Constant Connectivity Disrupts Mental Focus
Being online all the time fragments attention. Notifications, message alerts, and constant updates interrupt deep thinking. Tasks take longer, and the ability to concentrate weakens over time.
A remote worker checks their phone every few minutes for messages from coworkers. Each interruption resets their focus, making it harder to complete the task at hand. The pattern repeats daily, reducing both output and mental clarity. Constant availability erodes focus without being immediately obvious.
Online Availability Reduces Personal Boundaries
Digital access often blurs the line between personal time and work responsibilities. Without clear boundaries, people feel pressure to respond at any hour. This erosion of personal space builds stress over time.
A team member receives late-night messages from a client and feels obligated to answer. The habit grows, and soon they anticipate new messages around the clock. Even when no one is messaging, the expectation lingers. What was once downtime becomes anticipatory stress.
Sleep Suffers Under the Pressure to Respond
The urge to remain reachable can interfere with rest. Late-night screen time and mental alertness delay sleep, and sleep quality declines. Over time, fatigue sets in, impacting health and decision-making.
A professional brings their phone to bed, checking emails “just in case.” Blue light and mental stimulation make falling asleep harder. Even after setting the phone down, their thoughts remain active. The next morning, they feel drained before the day begins.

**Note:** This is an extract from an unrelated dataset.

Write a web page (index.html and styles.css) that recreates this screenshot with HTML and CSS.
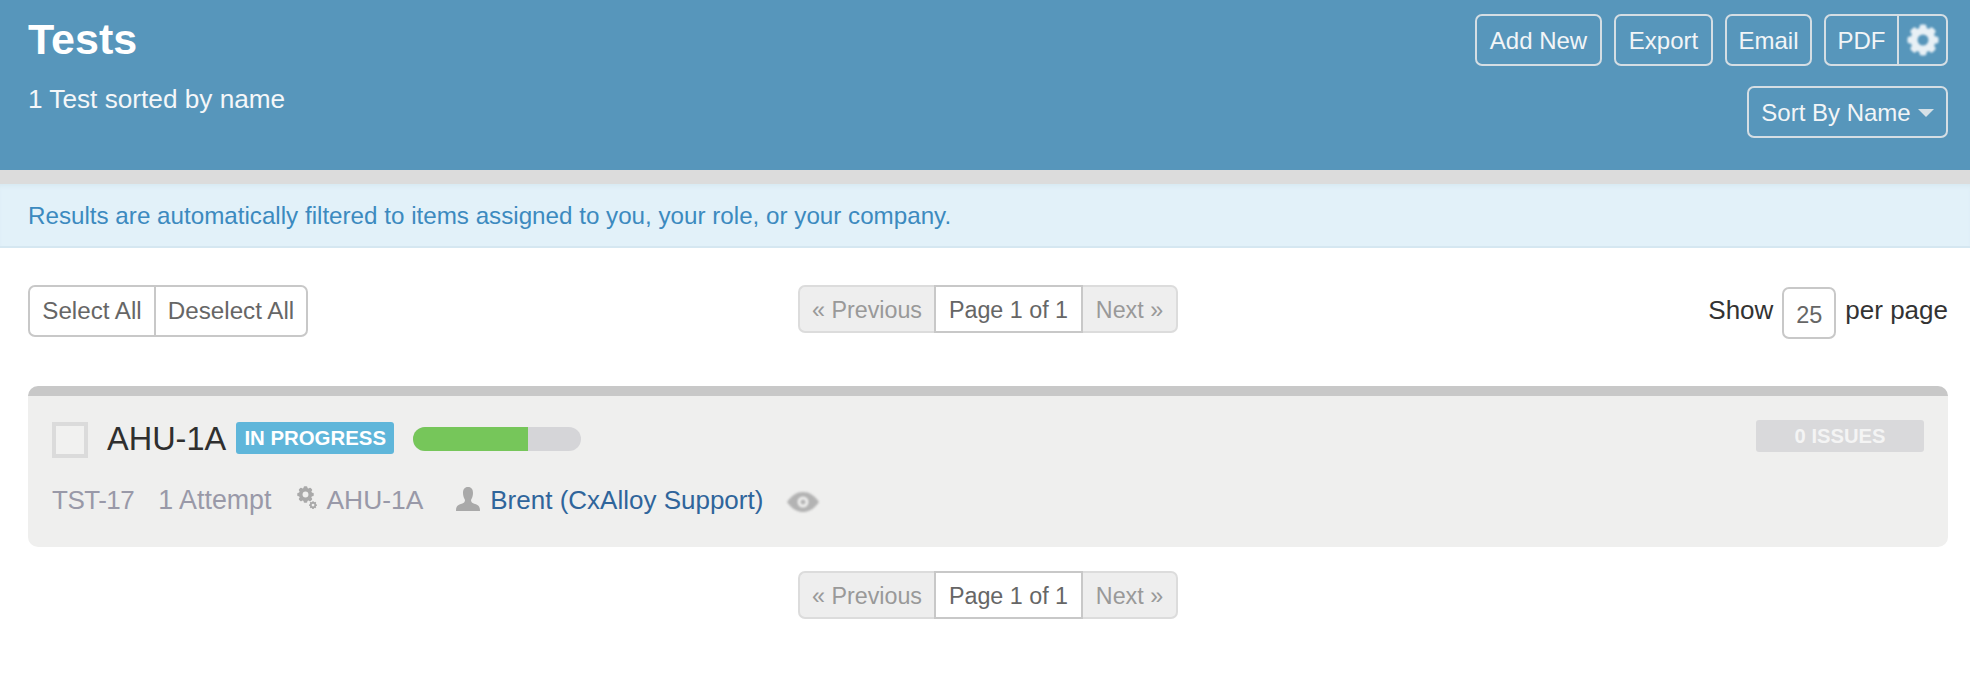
FILE: index.html
```html
<!DOCTYPE html>
<html lang="en">
<head>
  <meta charset="UTF-8">
  <title>Tests</title>
  <link rel="stylesheet" href="styles.css">
</head>
<body>
  <svg class="defs" width="0" height="0">
    <defs>
      <symbol id="cog" viewBox="0 0 32 32">
        <circle cx="16" cy="16" r="9" fill="none" stroke="currentColor" stroke-width="7"/>
        <rect x="12.5" y="0.5" width="7" height="31" rx="2" fill="currentColor"/>
        <rect x="12.5" y="0.5" width="7" height="31" rx="2" fill="currentColor" transform="rotate(45 16 16)"/>
        <rect x="12.5" y="0.5" width="7" height="31" rx="2" fill="currentColor" transform="rotate(90 16 16)"/>
        <rect x="12.5" y="0.5" width="7" height="31" rx="2" fill="currentColor" transform="rotate(135 16 16)"/>
        <circle class="cog-hole" cx="16" cy="16" r="5.5"/>
      </symbol>
    </defs>
  </svg>

  <!-- header -->
  <header class="header">
    <div>
      <h1 class="title">Tests</h1>
      <p class="subtitle">1 Test sorted by name</p>
    </div>
    <div class="actions">
      <div class="action-row">
        <a class="hbtn btn-add">Add New</a>
        <a class="hbtn btn-export">Export</a>
        <a class="hbtn btn-email">Email</a>
        <div class="hgroup">
          <a class="hbtn btn-pdf">PDF</a>
          <a class="hbtn btn-cog"><svg class="cog-head"><use href="#cog"/></svg></a>
        </div>
      </div>
      <div class="action-row">
        <a class="hbtn btn-sort">Sort By Name<span class="caret"></span></a>
      </div>
    </div>
  </header>
  <div class="strip"></div>
  <div class="notice">Results are automatically filtered to items assigned to you, your role, or your company.</div>

  <!-- toolbar -->
  <div class="toolbar">
    <div class="select-group">
      <a class="select-btn btn-select">Select All</a>
      <a class="select-btn btn-deselect">Deselect All</a>
    </div>
    <div class="pager">
      <a class="pager-off pager-prev">« Previous</a>
      <span class="pager-cur">Page 1 of 1</span>
      <a class="pager-off pager-next">Next »</a>
    </div>
    <div class="per-page">
      <span>Show</span>
      <span class="per-input">25</span>
      <span>per page</span>
    </div>
  </div>

  <!-- list -->
  <div class="card">
    <div class="card-top">
      <span class="check"></span>
      <span class="card-name">AHU-1A</span>
      <span class="badge">IN PROGRESS</span>
      <span class="progress"><span class="progress-fill" style="width: 68.5%"></span></span>
      <span class="issues">0 ISSUES</span>
    </div>
    <div class="card-meta">
      <span class="meta-id">TST-17</span>
      <span class="meta-att">1 Attempt</span>
      <span class="meta-sys">
        <span class="cogs">
          <svg class="cog-big"><use href="#cog"/></svg>
          <svg class="cog-small"><use href="#cog"/></svg>
        </span>
        AHU-1A
      </span>
      <svg class="person" viewBox="0 0 24 24"><path d="M12 0C15.500 0 17 2.500 17 6C17 9 16 11 15 13C15 15 16 16 19 17C22 18 24 19 24 24L0 24C0 19 2 18 5 17C8 16 9 15 9 13C8 11 7 9 7 6C7 2.500 8.500 0 12 0Z"/></svg>
      <a class="meta-user">Brent (CxAlloy Support)</a>
      <svg class="eye" viewBox="0 0 32 20">
        <path class="eye-lid" d="M0 10C5 3 10 0 16 0C22 0 27 3 32 10C27 17 22 20 16 20C10 20 5 17 0 10Z"/>
        <circle class="eye-ring" cx="16" cy="10" r="5.500"/>
        <circle class="eye-lid" cx="16" cy="10" r="2.500"/>
      </svg>
    </div>
  </div>

  <div class="pager pager-bottom">
    <a class="pager-off pager-prev">« Previous</a>
    <span class="pager-cur">Page 1 of 1</span>
    <a class="pager-off pager-next">Next »</a>
  </div>
</body>
</html>
```

FILE: styles.css
```css
body {
  margin: 0;
  background: #fff;
  font-family: "Liberation Sans", Arial, sans-serif;
  color: #333;
}
.defs {
  display: block;
  height: 0;
}

/* header */
.header {
  display: flex;
  justify-content: space-between;
  height: 170px;
  box-sizing: border-box;
  padding: 14px 22px 0 28px;
  background: #5796bb;
  color: #fff;
}
.title {
  margin: 0;
  font-size: 43px;
  line-height: 50px;
  font-weight: bold;
}
.subtitle {
  margin: 19px 0 0;
  font-size: 26.200px;
  line-height: 32px;
  color: #f4f7f9;
}
.actions {
  display: flex;
  flex-direction: column;
  align-items: flex-end;
  gap: 20px;
}
.action-row {
  display: flex;
  gap: 12px;
}
.hbtn {
  display: block;
  box-sizing: border-box;
  height: 52px;
  border: 2px solid #d5dee4;
  border-radius: 7px;
  font-size: 24px;
  line-height: 49px;
  text-align: center;
  color: #f2f5f7;
}
.btn-add { width: 127px; }
.btn-export { width: 99px; }
.btn-email { width: 87px; }
.btn-sort {
  width: 201px;
  line-height: 50px;
}
.hgroup {
  display: flex;
}
.btn-pdf {
  width: 73px;
  border-radius: 7px 0 0 7px;
  border-right: 0;
}
.btn-cog {
  width: 51px;
  border-radius: 0 7px 7px 0;
  color: #e8f0f5;
  --hole: #5796bb;
}
.cog-head {
  display: block;
  width: 32px;
  height: 32px;
  margin: 8px 0 0 8px;
  filter: blur(0.8px);
}
.cog-hole {
  fill: var(--hole);
}
.caret {
  display: inline-block;
  margin-left: 7px;
  vertical-align: 4px;
  border-top: 8px solid #d5e0e6;
  border-left: 8px solid transparent;
  border-right: 8px solid transparent;
}

.strip {
  height: 14px;
  background: #dcdcdc;
}
.notice {
  height: 64px;
  box-sizing: border-box;
  padding-left: 28px;
  border-bottom: 2px solid #d5e7f1;
  background: #e2f1f9;
  box-shadow: inset 0 4px 4px -2px #d6e8f1;
  font-size: 24.200px;
  line-height: 64px;
  color: #3c8abf;
}

/* toolbar */
.toolbar {
  display: grid;
  grid-template-columns: 1fr auto 1fr;
  align-items: start;
  padding: 37px 22px 0 28px;
}
.select-group {
  display: flex;
  justify-self: start;
  height: 52px;
  box-sizing: border-box;
  border: 2px solid #c8c8c8;
  border-radius: 7px;
}
.select-btn {
  box-sizing: border-box;
  font-size: 24.200px;
  line-height: 48px;
  text-align: center;
  color: #666;
}
.btn-select {
  width: 126px;
  border-right: 2px solid #c8c8c8;
}
.btn-deselect {
  width: 150px;
}
.pager {
  display: flex;
  height: 48px;
  font-size: 23.300px;
  line-height: 46px;
}
.pager-off {
  box-sizing: border-box;
  border: 2px solid #dcdcdc;
  background: #eee;
  text-align: center;
  color: #999;
}
.pager-prev {
  width: 136px;
  border-right: 0;
  border-radius: 7px 0 0 7px;
}
.pager-next {
  width: 95px;
  border-left: 0;
  border-radius: 0 7px 7px 0;
}
.pager-cur {
  box-sizing: border-box;
  width: 149px;
  border: 2px solid #c8c8c8;
  text-align: center;
  color: #666;
}
.per-page {
  display: flex;
  justify-content: flex-end;
  gap: 9px;
  font-size: 26px;
  line-height: 50px;
  color: #333;
}
.per-input {
  box-sizing: border-box;
  width: 54px;
  height: 52px;
  margin-top: 2px;
  border: 2px solid #c8c8c8;
  border-radius: 7px;
  font-size: 23.500px;
  line-height: 52px;
  text-align: center;
  color: #666;
}

/* card */
.card {
  box-sizing: border-box;
  height: 161px;
  margin: 47px 22px 0 28px;
  padding: 26px 24px 0;
  border-top: 10px solid #c8c8c8;
  border-radius: 10px;
  background: #efefee;
}
.card-top {
  display: flex;
  align-items: flex-start;
  height: 36px;
}
.check {
  box-sizing: border-box;
  width: 36px;
  height: 36px;
  border: 4px solid #dbdbdb;
  background: #f1f1f0;
}
.card-name {
  margin: -2px 0 0 19px;
  font-size: 32.500px;
  line-height: 38px;
  color: #2f2f2f;
}
.badge {
  width: 158px;
  height: 32px;
  margin-left: 10px;
  border-radius: 3px;
  background: #5fb6da;
  font-size: 20.400px;
  font-weight: bold;
  line-height: 33px;
  text-align: center;
  color: #fff;
}
.progress {
  display: block;
  width: 168px;
  height: 24px;
  margin: 5px 0 0 19px;
  border-radius: 12px;
  overflow: hidden;
  background: #d5d5d8;
}
.progress-fill {
  display: block;
  height: 100%;
  background: #76c65a;
}
.issues {
  width: 168px;
  height: 32px;
  margin: -2px 0 0 auto;
  border-radius: 3px;
  background: #d9d9db;
  font-size: 20.200px;
  font-weight: bold;
  line-height: 33px;
  text-align: center;
  color: #f4f4f4;
}
.card-meta {
  display: flex;
  align-items: center;
  height: 36px;
  margin-top: 24px;
  font-size: 26px;
  color: #9999a8;
}
.meta-id {
  letter-spacing: -0.5px;
}
.meta-att {
  margin-left: 24px;
  font-size: 26.800px;
}
.meta-sys {
  display: flex;
  align-items: center;
  margin-left: 26px;
  font-size: 26.400px;
}
.cogs {
  display: block;
  position: relative;
  width: 29px;
  height: 24px;
  margin-top: -4px;
  color: #a9a9a9;
  --hole: #efefee;
}
.cog-big {
  position: absolute;
  left: 0;
  top: 0;
  width: 17px;
  height: 17px;
}
.cog-small {
  position: absolute;
  left: 12px;
  top: 15px;
  width: 8px;
  height: 8px;
}
.person {
  width: 24px;
  height: 24px;
  margin: -2px 0 0 33px;
  fill: #a9a9a9;
}
.meta-user {
  margin-left: 10px;
  color: #2f659b;
}
.eye {
  width: 32px;
  height: 20px;
  margin: 4px 0 0 24px;
  filter: blur(0.8px);
}
.eye-lid {
  fill: #b3b3b3;
}
.eye-ring {
  fill: #efefee;
}

.pager-bottom {
  justify-content: center;
  margin: 24px 0 0 6px;
}
```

Relationships Weaken From Divided Attention
Always being online shifts focus away from people nearby. Conversations shorten, eye contact breaks, and presence fades. Over time, personal relationships strain under the weight of divided attention.
A person eats dinner while checking work messages. Their partner grows quiet. The pattern repeats until meals feel more like meetings. What should be time together becomes background for online activity. The connection weakens not from conflict, but from neglect.
Work-Life Balance Disappears Without Limits
Availability becomes expectation. Once people respond outside of work hours, others begin to rely on it. Over time, the line between work and life disappears. The result is emotional exhaustion.
A manager starts replying to weekend emails. Soon, their team begins to send more. The inbox fills even on days off. There’s no time to reset, and burnout sets in. What began as convenience turns into a cycle of overcommitment.
Creativity Declines When the Mind Stays Busy
Creativity needs space. Constant digital engagement fills that space with noise. Without mental downtime, the brain struggles to form new ideas or solve problems effectively.
A writer spends the day switching between messaging apps and social platforms. The day ends without progress on creative work. The brain had no quiet moments. Without rest, inspiration doesn’t surface. Continuous engagement stifles imagination.
Decision Fatigue Increases With Constant Input
Every message or alert demands a small decision. Over time, these choices drain mental energy. Decision fatigue builds, making it harder to think clearly or prioritize effectively.
A business owner handles dozens of micro-decisions daily through messaging apps. By late afternoon, even small choices feel overwhelming. They delay decisions or make reactive ones. The quality of leadership drops—not from lack of skill, but from digital exhaustion.
Stress Builds Quietly With No Off Switch
Even low-level stress from constant availability accumulates. The body stays on alert. With no time to reset, the mind and body never fully relax. This leads to chronic tension and emotional burnout.
A freelancer checks messages during breaks, lunch, and before bed. The nervous system never returns to baseline. Over time, they feel anxious even during quiet moments. Stress becomes their default state.
Productivity Doesn’t Equal Availability
Being online doesn’t guarantee value. Presence can create the illusion of productivity without meaningful results. Real output comes from focused effort, not constant check-ins.
A worker answers messages instantly but misses deadlines. Their time goes to reaction, not creation. Their availability appears helpful but undercuts actual progress. Productivity requires focus, not constant response.
Presence Requires Boundaries, Not Constant Access
Always being available online has costs. It reduces focus, harms relationships, disrupts sleep, and leads to burnout. The pressure to stay connected isn’t sustainable. Lasting success and well-being come from balance.
Setting boundaries restores clarity. Scheduling quiet hours, turning off alerts, and reclaiming offline time protect mental space. Real presence—at work, in relationships, and with ourselves—starts when we disconnect intentionally.